眠らない島

短歌とあそぶ

近代短歌を読む会 第9回 前田夕暮『水源地帯』

前田夕暮 『水源地帯』を読む
 
〇参加者の三首選
 
うしろにずりさがる地面の衝動から、ふわりと離陸する、午前の日の影
自然がずんずん体のなかを通過するーー山、山、山
虹、虹。眼前数メートルの距離に迫って、窓硝子をすれすれにとぶ虹!
 
レンズのなかの明るい満月の世界でもないてゐるえんまこほろぎ
ずんずん船は進むーー海草の群れは静かな暴風を感じる
私の体から細い銀線を引き出しているのだ、此ルイマチス
 
足もとのバケツの底にゐる青蛙よ、なんといふ親しさだ、おまへは
水底に渦巻く虹のやうな紅鮭、いきなりそのなかに私を放流する
ひとりぼろタクシーのなかで、へし折れたやうな街の後ずさるのを感じた
 
こんな幸せな単純な世界がここにある。木に頬白がないてゐる
生きてゐるということが次第に寂しくなる。そして、時たま火の燃える
青石のしつとりとした安定感に抱かれてゐるこの気持ちはよい
 
赤く湿疹した都会の皮膚にゐて、ひたすら繁殖しやうとするもの
生きてゐてほんとよかつた、わたくしは燃える陽を体に感じた
自分の手と手を固く握りしめてはつきりと自分の存在を知る冬!
 
あけつぱなしの手は寂しくてならぬ。青空よ、沁み込め
夏らしいしめりをふくんで、あさあさと燕麦の出穂をわたる朝風
どろどろな大阪の空をとびながら、私は新しい現実を感じた
 
 
〇感想
 
前田夕暮については以前、第一歌集をとりあげた。明治43年はまさに若手の新進歌人達が新派短歌を確立し、近代短歌の誕生の年とも言える。大正期に入り、前田夕暮歌人として迷走を始めたように見える。これは、夕暮のみに限らず、北原白秋らにも当てはまるようだ。斎藤茂吉、島木赤彦の率いるアララギ派の圧倒的な存在への閉塞感が彼らを短歌から遠ざけたこともあろうが、どちらかというとこの時期の近代小説や近代詩の輝かしさが短歌にはおさまりきれない抒情や思想をかき立てたようにも思える。

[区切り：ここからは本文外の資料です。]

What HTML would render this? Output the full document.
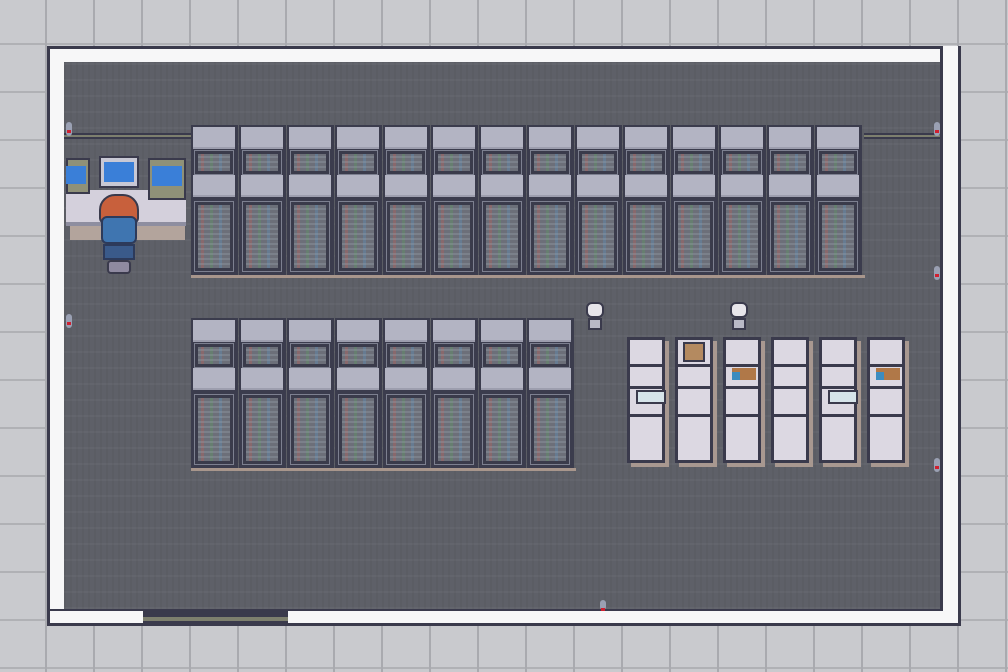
<!DOCTYPE html>
<html><head><meta charset="utf-8"><style>
*{margin:0;padding:0;box-sizing:border-box}
body{width:1008px;height:672px;overflow:hidden;position:relative;background:#c9cace;
background-image:repeating-linear-gradient(90deg,transparent 0 45px,#a9aaaf 45px 47px,transparent 47px 48px),repeating-linear-gradient(0deg,transparent 0 3px,#b0b1b5 3px 5px,transparent 5px 48px);}
.a{position:absolute}
#room{left:47px;top:46px;width:914px;height:580px;background:#3a3a4c}
#floor{left:64px;top:62px;width:877px;height:547px;background:#5e6068;
background-image:repeating-linear-gradient(90deg,rgba(0,0,0,.035) 0 2px,transparent 2px 6px),repeating-linear-gradient(0deg,rgba(255,255,255,.03) 0 2px,transparent 2px 16px)}
.w{background:#f7f7f8}
.r{position:absolute;width:47px;height:150px;background:#3b3c4d}
.r .c{position:absolute;left:2px;width:42px;height:22px;background:#b3b4c3;border-bottom:2px solid #9d9eae}
.r .p{position:absolute;left:4px;width:38px;background:#6c6f79;border:3px solid #3a3b4b;outline:1px solid #7d8090;
background-image:repeating-linear-gradient(0deg,transparent 0 3px,rgba(150,160,170,.35) 3px 5px),linear-gradient(90deg,transparent 3px,rgba(200,90,80,.3) 3px 6px,transparent 6px 12px,rgba(90,160,90,.3) 12px 15px,transparent 15px 21px,rgba(90,150,200,.3) 21px 24px,transparent 24px)}
.k{position:absolute;width:38px;height:126px;background:#dcd8e2;border:3px solid #3a3a4c;box-shadow:4px 4px 0 #a89890}
.k i{position:absolute;left:0;right:0;height:3px;background:#3a3a4c}
.ch{position:absolute;width:22px;height:30px}
.ch b{position:absolute;left:2px;top:0;width:18px;height:16px;border-radius:6px;background:#e7e5ea;border:2px solid #3a3a4c}
.ch s{position:absolute;left:4px;top:16px;width:14px;height:12px;background:#b9b9c6;border:2px solid #3a3a4c}
.pipe{height:6px;background:#7d7f6e;border-top:2px solid #3a3a4c;border-bottom:2px solid #3a3a4c}
.lamp{position:absolute;width:6px;height:14px;background:#9aa0b3;border-radius:3px}
.lamp:after{content:"";position:absolute;left:1px;top:8px;width:4px;height:3px;background:#d02030}
</style></head><body>
<div id="room" class="a"></div>
<div id="floor" class="a"></div>
<div class="a w" style="left:50px;top:49px;width:890px;height:13px"></div>
<div class="a w" style="left:50px;top:62px;width:14px;height:547px"></div>
<div class="a w" style="left:943px;top:46px;width:15px;height:577px"></div>
<div class="a" style="left:940px;top:46px;width:3px;height:580px;background:#3a3a4c"></div>
<div class="a w" style="left:50px;top:611px;width:93px;height:12px"></div>
<div class="a w" style="left:288px;top:611px;width:655px;height:12px"></div>
<div class="a" style="left:143px;top:617px;width:145px;height:4px;background:#7d7f6e"></div>
<div class="a pipe" style="left:64px;top:133px;width:128px"></div>
<div class="a pipe" style="left:864px;top:133px;width:76px"></div>
<div class="lamp" style="left:66px;top:122px"></div>
<div class="lamp" style="left:934px;top:122px"></div>
<div class="lamp" style="left:934px;top:266px"></div>
<div class="lamp" style="left:66px;top:314px"></div>
<div class="lamp" style="left:934px;top:458px"></div>
<div class="lamp" style="left:600px;top:600px;height:10px"></div>

<div class="a" style="left:66px;top:190px;width:120px;height:36px;background:#d4d0dc;border-bottom:4px solid #8e8ea0"></div>
<div class="a" style="left:70px;top:226px;width:115px;height:14px;background:#b3a49c"></div>
<div class="a" style="left:66px;top:158px;width:24px;height:36px;background:#8f9178;border:2px solid #3a3a4c"></div>
<div class="a" style="left:66px;top:166px;width:20px;height:18px;background:#3a7fd8"></div>
<div class="a" style="left:99px;top:156px;width:40px;height:32px;background:#c8c8d4;border:2px solid #3a3a4c"></div>
<div class="a" style="left:104px;top:162px;width:30px;height:20px;background:#3a7fd8"></div>
<div class="a" style="left:148px;top:158px;width:38px;height:42px;background:#8f9178;border:2px solid #3a3a4c"></div>
<div class="a" style="left:152px;top:166px;width:30px;height:20px;background:#3a7fd8"></div>
<div class="a" style="left:99px;top:194px;width:40px;height:30px;border-radius:16px 16px 6px 6px;background:#c8603c;border:2px solid #3a3a4c"></div>
<div class="a" style="left:101px;top:216px;width:36px;height:28px;background:#3f75b0;border:2px solid #2d3a5a;border-radius:6px"></div>
<div class="a" style="left:103px;top:244px;width:32px;height:16px;background:#3a5a8a;border:2px solid #2d3a5a"></div>
<div class="a" style="left:107px;top:260px;width:24px;height:14px;background:#8f8aa0;border:2px solid #3a3a4c;border-radius:4px"></div>

<div id="racks"></div>

<div class="ch" style="left:584px;top:302px"><b></b><s></s></div>
<div class="ch" style="left:728px;top:302px"><b></b><s></s></div>

<div class="k" style="left:627px;top:337px"><i style="top:24px"></i><i style="top:46px"></i><i style="top:74px"></i><div class="a" style="left:6px;top:50px;width:30px;height:14px;background:#d6e4ea;border:2px solid #3a3a4c"></div></div>
<div class="k" style="left:675px;top:337px"><i style="top:24px"></i><i style="top:46px"></i><i style="top:74px"></i><div class="a" style="left:5px;top:2px;width:22px;height:20px;background:#b48a60;border:2px solid #3a3a4c"></div></div>
<div class="k" style="left:723px;top:337px"><i style="top:24px"></i><i style="top:46px"></i><i style="top:74px"></i><div class="a" style="left:6px;top:28px;width:24px;height:12px;background:#b07848"></div><div class="a" style="left:6px;top:32px;width:8px;height:8px;background:#3b8cc0"></div></div>
<div class="k" style="left:771px;top:337px"><i style="top:24px"></i><i style="top:46px"></i><i style="top:74px"></i></div>
<div class="k" style="left:819px;top:337px"><i style="top:24px"></i><i style="top:46px"></i><i style="top:74px"></i><div class="a" style="left:6px;top:50px;width:30px;height:14px;background:#d6e4ea;border:2px solid #3a3a4c"></div></div>
<div class="k" style="left:867px;top:337px"><i style="top:24px"></i><i style="top:46px"></i><i style="top:74px"></i><div class="a" style="left:6px;top:28px;width:24px;height:12px;background:#b07848"></div><div class="a" style="left:6px;top:32px;width:8px;height:8px;background:#3b8cc0"></div></div>

<div class="a" style="left:191px;top:275px;width:674px;height:3px;background:#a8968c"></div>
<div class="a" style="left:191px;top:468px;width:385px;height:3px;background:#a8968c"></div>
<script>
var h='',rack=function(x,y){return '<div class="r" style="left:'+x+'px;top:'+y+'px"><div class="c" style="top:2px"></div><div class="p" style="top:26px;height:23px"></div><div class="c" style="top:50px"></div><div class="p" style="top:77px;height:69px"></div></div>';};
for(var i=0;i<14;i++)h+=rack(191+48*i,125);
for(var i=0;i<8;i++)h+=rack(191+48*i,318);
document.getElementById('racks').innerHTML=h;
</script>
</body></html>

夕暮は大正に入り、雑誌「詩歌」を発刊し、近代口語自由詩を完成させる萩原朔太郎ら近代詩人たちと盛んに交友してゆく。今回取り上げた、「水源地帯」の序文に10年以上の長い間、歌集を出さなかったのは、時代に即していないのではないかという懸念があったと述べている。翻せば、この口語自由律の歌集は、夕暮にとっては近代短歌を革新しようという強い意志そのものである。今回、歌集を読み、レポートされた歌を検討しながら、その発想の新しさ、新鮮な感覚、そして緊張感あふれる文体に魅了されてしまった。
 大正後期から昭和初期にかけて、都市文化は成熟期を迎え、それにともない閉塞した集団組織化した短歌界への批判の嵐は凄まじい。口語自由律への流れは、短歌に時代の自由な息吹を吹き込もうとする果敢な挑戦であったろう。
 
自由律への動きはプロレタリア文学派に対峙するように芸術派のなかで様々に試行されている。それらは、文字通り「自由」をもとめる芸術運動そのものだったように見える。「近代短歌」とは、そもそも何かという問いを抱えて始めた読書会であるが、「近代短歌」とは近代という時代とともに、現実と格闘しつつ歌人達が人生を賭けて革新し続けてきたエネルギーそのものの形式とも言えそうだ。あまりにも複合的である。現代短歌の萌芽はすでにこの時期にあるし、そもそも線引きそのものに意味があるのかとも思う。
 
それにしても、自由律によって歴史に残った歌人は「水源地帯」の夕暮のほか誰がいたろう。夕暮さえも「自由律」から撤退してゆく。ここに定型詩の本質も見定めねばならない。